* _MATERIAL_
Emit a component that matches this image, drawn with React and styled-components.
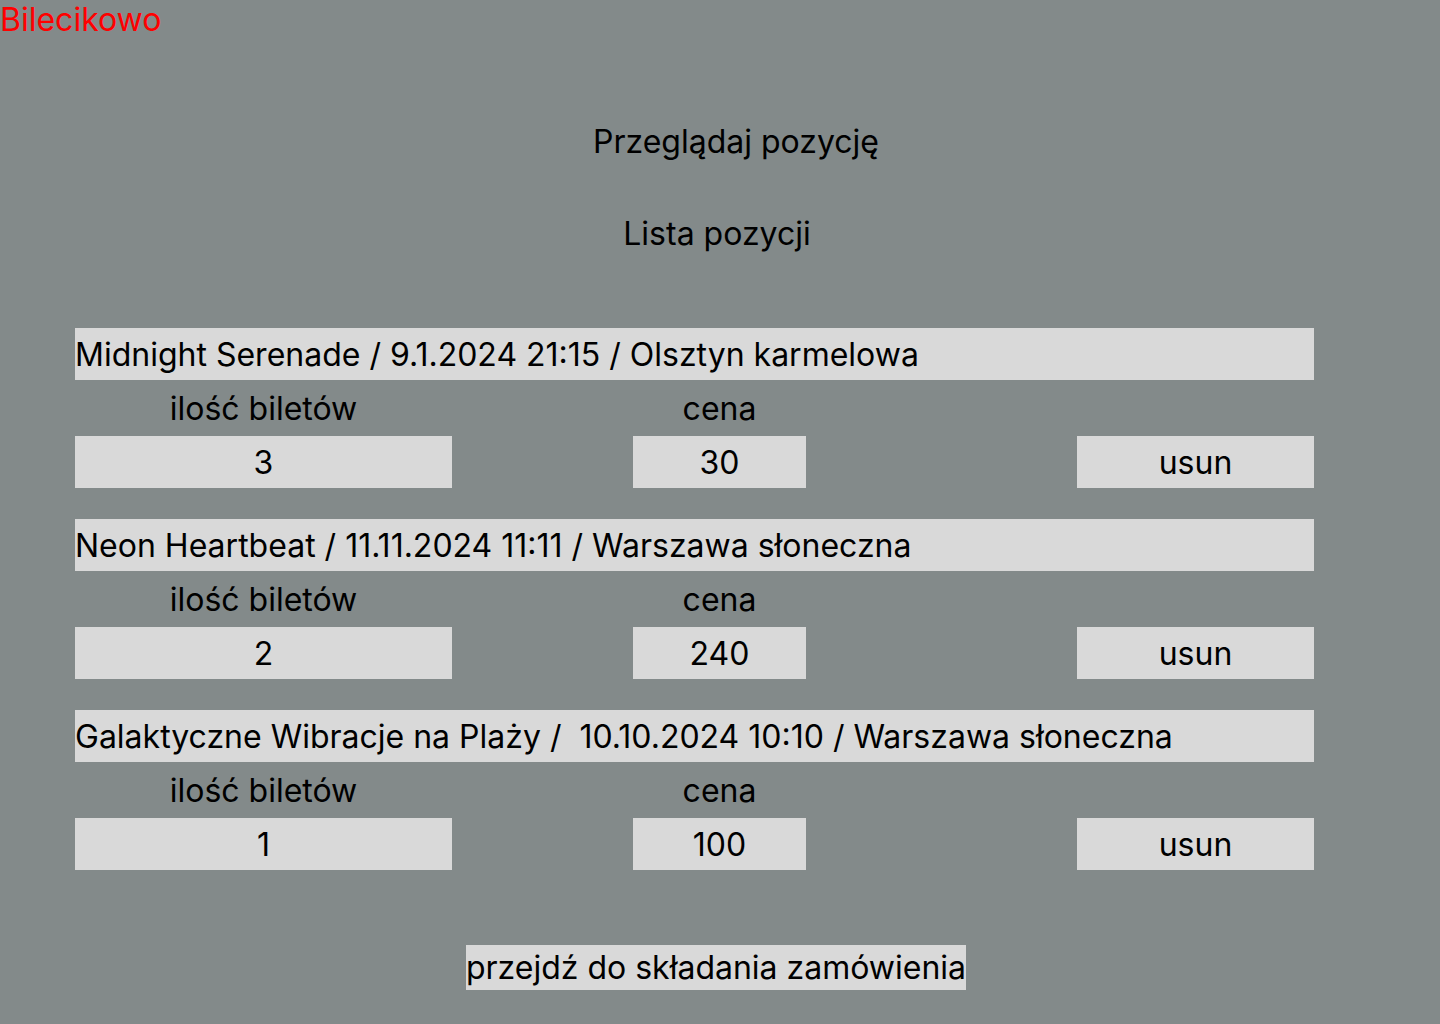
import React from "react";
import styled, { createGlobalStyle } from "styled-components";

const GlobalStyle = createGlobalStyle`
  html, body {
    margin: 0;
    padding: 0;
    background: #838a8a;
  }
  body {
    font-family: Inter, "Noto Sans", sans-serif;
    color: #000;
    min-height: 1024px;
  }
`;

const Page = styled.div`
  width: 1440px;
  min-height: 1024px;
  background: #838a8a;
  display: flex;
  flex-direction: column;
`;

const Logo = styled.div`
  font-size: 32px;
  line-height: normal;
  color: #ff0000;
  align-self: flex-start;
`;

const Main = styled.main`
  display: flex;
  flex-direction: column;
  align-items: center;
`;

const Heading = styled.h1`
  margin: ${(p) => p.$top}px 0 0;
  font-size: 32px;
  font-weight: 400;
  line-height: normal;
  margin-left: ${(p) => (p.$shift > 0 ? p.$shift * 2 : 0)}px;
  margin-right: ${(p) => (p.$shift < 0 ? -p.$shift * 2 : 0)}px;
`;

const List = styled.section`
  align-self: flex-start;
  margin: 75px 0 0 75px;
  width: 1239px;
  display: flex;
  flex-direction: column;
  gap: 31px;
`;

const Item = styled.article`
  display: grid;
  grid-template-columns: 377px 181px 173px 271px 237px;
  grid-template-rows: 52px 56px 52px;
`;

const ItemTitle = styled.div`
  grid-column: 1 / -1;
  background: #d9d9d9;
  font-size: 32px;
  display: flex;
  align-items: center;
  white-space: pre;
`;

const Label = styled.div`
  grid-column: ${(p) => p.$col};
  grid-row: 2;
  font-size: 32px;
  display: flex;
  align-items: center;
  justify-content: center;
`;

const Field = styled.div`
  grid-column: ${(p) => p.$col};
  grid-row: 3;
  background: #d9d9d9;
  font-size: 32px;
  display: flex;
  align-items: center;
  justify-content: center;
`;

const RemoveButton = styled.button`
  grid-column: 5;
  grid-row: 3;
  background: #d9d9d9;
  border: none;
  padding: 0;
  margin: 0;
  font-family: inherit;
  font-size: 32px;
  color: #000;
  display: flex;
  align-items: center;
  justify-content: center;
`;

const OrderButton = styled.button`
  margin: 75px 8px 0 0;
  height: 45px;
  padding: 0;
  border: none;
  background: #d9d9d9;
  font-family: inherit;
  font-size: 32px;
  color: #000;
  display: flex;
  align-items: center;
`;

const items = [
  { title: "Midnight Serenade / 9.1.2024 21:15 / Olsztyn karmelowa", qty: 3, price: 30 },
  { title: "Neon Heartbeat / 11.11.2024 11:11 / Warszawa słoneczna", qty: 2, price: 240 },
  { title: "Galaktyczne Wibracje na Plaży /  10.10.2024 10:10 / Warszawa słoneczna", qty: 1, price: 100 },
];

export default function App() {
  return (
    <Page>
      <GlobalStyle />
      <Logo>Bilecikowo</Logo>
      <Main>
        <Heading $top={83} $shift={16}>Przeglądaj pozycję</Heading>
        <Heading $top={53} $shift={-3}>Lista pozycji</Heading>
        <List>
          {items.map((it) => (
            <Item key={it.title}>
              <ItemTitle>{it.title}</ItemTitle>
              <Label $col={1}>ilość biletów</Label>
              <Label $col={3}>cena</Label>
              <Field $col={1}>{it.qty}</Field>
              <Field $col={3}>{it.price}</Field>
              <RemoveButton>usun</RemoveButton>
            </Item>
          ))}
        </List>
        <OrderButton>przejdź do składania zamówienia</OrderButton>
      </Main>
    </Page>
  );
}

* _WHAT TO WORK ON_
Track down every line of the material containing the string "components", and copy it.

* _SOLUTION FOR THIS TASK_
Emit a component that matches this image, drawn with React and styled-components.
import styled, { createGlobalStyle } from "styled-components";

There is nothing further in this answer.